La seconde partie est consacrée à l’étude de la dynamique de l’appareil gouvernemental ; elle passe en revue les principaux acteurs qui participent à la prise de décision et en soupèse l’influence relative sur la prise de décision et la mise en oeuvre des politiques. Elle explore successivement les « contraintes exercées sur les institutions politiques » par le premier ministre (qui est clairement prééminent étant donné son pouvoir de nomination des membres du Cabinet, son autorité sur la détermination des grandes priorités du gouvernement et son rôle dans la diplomatie au sommet), mais aussi celui du Cabinet, des ministres des Affaires étrangères et de la Défense, et, enfin, de l’appareil bureaucratique et du Parlement. La dernière partie de l’ouvrage porte sur l’impact du système politique fédéral et sur la contribution des provinces, en particulier le Québec. Elle traite généralement des questions de souveraineté et de fédéralisme, et s’attarde sur les problèmes particuliers de coordination et sur la sous-institutionnalisation de la politique internationale à « niveaux multiples » au Canada qui laisse les relations entre paliers gouvernementaux à la merci des fluctuations politiques et fait place à un « prolongement international des conflits internes ».
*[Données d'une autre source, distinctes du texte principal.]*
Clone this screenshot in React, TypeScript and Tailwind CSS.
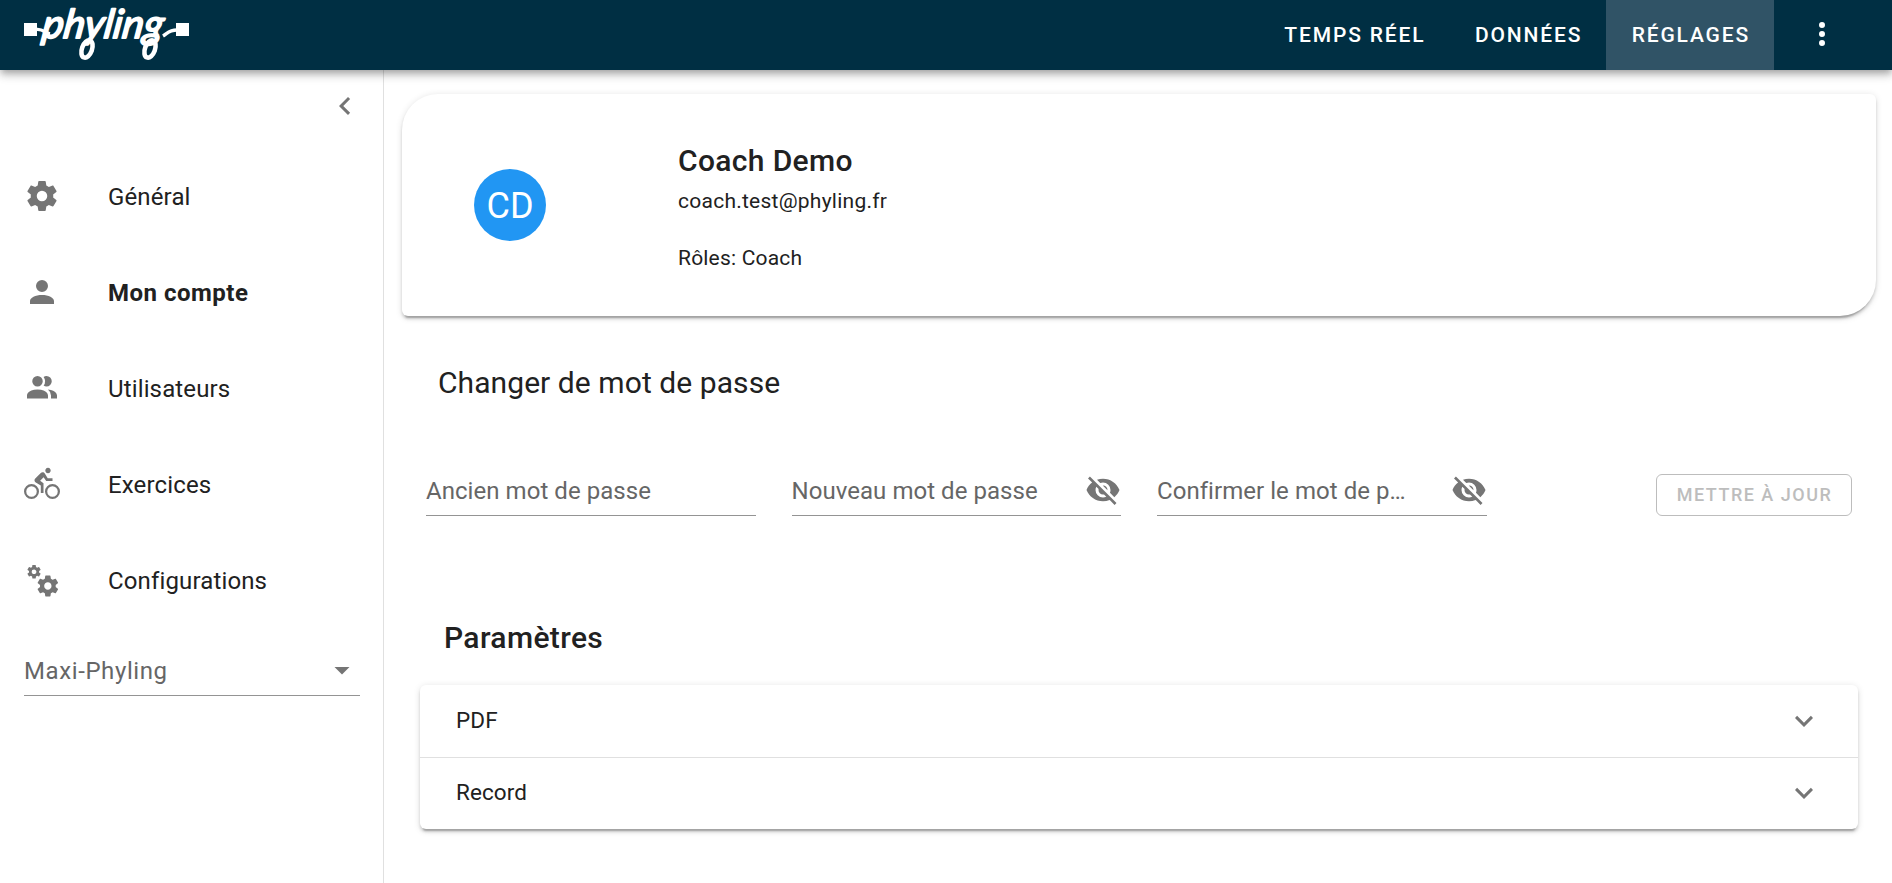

L’ouvrage de Nossal, Roussel et Paquin satisfera sans aucun doute les enseignants francophones de la politique internationale et de défense canadienne ; il propose un soutien solide à l’élaboration des contenus et un matériel scolaire de très grande qualité (chacun des douze chapitres pouvant être utilisé séparément). Il représente certainement l’idéal de ce que devrait être un manuel de base ; il offre à la fois des explications simples et claires, sans pourtant trop simplifier, tout en faisant une utilisation très judicieuse des théories des relations internationales et en ayant une profondeur historique remarquable. Il convient aussi de souligner la qualité de la traduction française, qui ajoute considérablement au plaisir de la lecture. S’il peut paraître illégitime de reprocher aux auteurs d’un ouvrage si riche et volumineux d’avoir exclu certains sujets, il aurait tout de même été intéressant de mieux comprendre l’importance pour le Canada de certaines organisations internationales, en particulier l’onu.